According to the report, many of the recipients of these letters deny having done anything of the sort. In some cases (particularly among the more elderly pensioners), it’s a pretty plausible denial…

So what’s going on here, and what are the wider implications?

Well, let’s assume first that the German company is genuine, and is sending the letters in good faith. That’s an assumption which bears checking, because I should imagine there are those who, mortified by the mere fact of the accusation, may have sent in their £500 just to make the whole thing go away. They would be unlikely to complain, or discuss it with anyone, because of the embarrassment factor. All in all, that would make for quite a neat phishing scam – playing rather more subtly on human weakness than the “Nigerian 401’s” appeal to raw greed.

The company apparently bases a lot of its forensics on IP addresses; identifying addresses which appear to be associated with illegal file-sharing, and then approaching the ISPs in question for disclosure of the user’s details.
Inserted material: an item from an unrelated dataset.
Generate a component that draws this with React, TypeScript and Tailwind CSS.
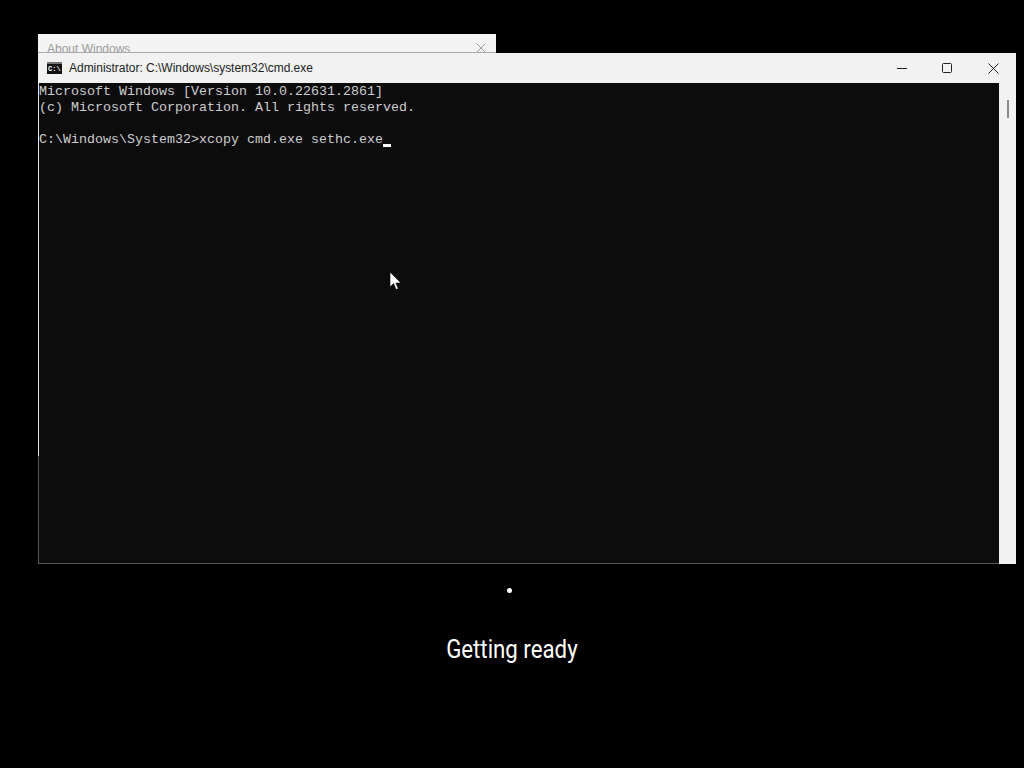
const CONSOLE_LINES = [
  'Microsoft Windows [Version 10.0.22631.2861]',
  '(c) Microsoft Corporation. All rights reserved.',
  '',
]

function CmdIcon() {
  return (
    <div className="w-[15px] h-[12px] bg-[#111] border-t-2 border-[#777] flex items-center pl-[1px] mr-[7px]">
      <span className="text-[7px] leading-none text-white font-bold font-['Liberation_Mono',monospace]">C:\</span>
    </div>
  )
}

function WindowButtons() {
  return (
    <div className="flex items-center ml-auto text-[#222]">
      <div className="w-[45px] h-[30px] flex items-center justify-center">
        <svg width="10" height="10" viewBox="0 0 10 10"><path d="M0 5.5h10" stroke="currentColor" fill="none" /></svg>
      </div>
      <div className="w-[45px] h-[30px] flex items-center justify-center">
        <svg width="10" height="10" viewBox="0 0 10 10"><rect x="0.5" y="0.5" width="9" height="9" rx="1" stroke="currentColor" fill="none" /></svg>
      </div>
      <div className="w-[47px] h-[30px] pl-px flex items-center justify-center">
        <svg width="11" height="11" viewBox="0 0 11 11"><path d="M0.5 0.5l10 10M10.5 0.5l-10 10" stroke="currentColor" fill="none" /></svg>
      </div>
    </div>
  )
}

export default function App() {
  return (
    <div className="w-[1024px] h-[768px] bg-black overflow-hidden flex flex-col items-start pt-[34px] pl-[38px] relative font-['Liberation_Sans',sans-serif]">
      {/* About Windows, mostly hidden behind cmd */}
      <div className="w-[458px] h-[19px] bg-[#f4f4f4] border-b border-[#aaa] overflow-hidden flex items-start pl-[9px] pr-[10px] pt-[7px] shrink-0">
        <span className="text-[12px] leading-[17px] text-[#9a9a9a]">About Windows</span>
        <svg className="ml-auto mt-[2px]" width="10" height="10" viewBox="0 0 10 10">
          <path d="M0.5 0.5l9 9M9.5 0.5l-9 9" stroke="#a0a0a0" fill="none" />
        </svg>
      </div>

      {/* cmd window */}
      <div className="w-[978px] h-[511px] flex flex-col shrink-0">
        <div className="h-[30px] bg-[#f2f2f2] flex items-center pl-[9px] shrink-0">
          <CmdIcon />
          <span className="text-[12px] tracking-[-0.02px] text-[#222]">Administrator: C:\Windows\system32\cmd.exe</span>
          <WindowButtons />
        </div>
        <div className="flex flex-1 min-h-0">
          <div className="w-px flex flex-col shrink-0">
            <div className="h-[373px] bg-[#e8e8e8]" />
            <div className="flex-1 bg-[#555]" />
          </div>
          <div className="w-[960px] pt-px bg-[#0c0c0c] border-b border-[#555] font-['Liberation_Mono',monospace] text-[13.33px] leading-[16px] text-[#cccccc] whitespace-pre">
            {CONSOLE_LINES.map((line, i) => (
              <div key={i} className="h-4">{line}</div>
            ))}
            <div className="h-4 flex">
              <span>{'C:\\Windows\\System32>xcopy cmd.exe sethc.exe'}</span>
              <span className="w-2 h-[3px] bg-white mt-[12px]" />
            </div>
          </div>
          <div className="w-[17px] bg-[#f1f1f1] flex justify-center pt-[17px]">
            <div className="w-[2px] h-[18px] bg-[#8a8a8a]" />
          </div>
        </div>
      </div>

      {/* Getting ready */}
      <div className="w-[1024px] -ml-[38px] flex flex-col items-center">
        <div className="w-[5px] h-[5px] rounded-full bg-white mt-[24px] -translate-x-[3px]" />
        <div className="text-center text-[25px] leading-[34px] mt-[40px] text-white font-['Roboto',sans-serif] scale-x-[0.89]">
          Getting ready
        </div>
      </div>

      {/* mouse pointer */}
      <svg className="absolute left-[389px] top-[271px]" width="13" height="21" viewBox="0 0 13 21">
        <path d="M1 1v15l3.6-3.4 2.4 6 2.3-1-2.4-5.6h5z" fill="#fff" stroke="#000" strokeWidth="0.6" />
      </svg>
    </div>
  )
}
And that raises a number of issues:

– first, it’s possible that the IP addresses in question are indeed associated with illegal downloads, but that it’s not the fault of the registered user: exploitation of unprotected wireless hubs, bot-nets and IP address spoofing are all plausible alternative explanations.

– second, one has to ask where this leaves the European proposals for IP addresses to be included within the scope of Personally Identifiable Information (PII) and regulated as such.

To my mind, that step would be both premature and dangerous, while these practical means of exploiting IP addresses remain technically available and, as this news item clearly illustrates, commercially valuable.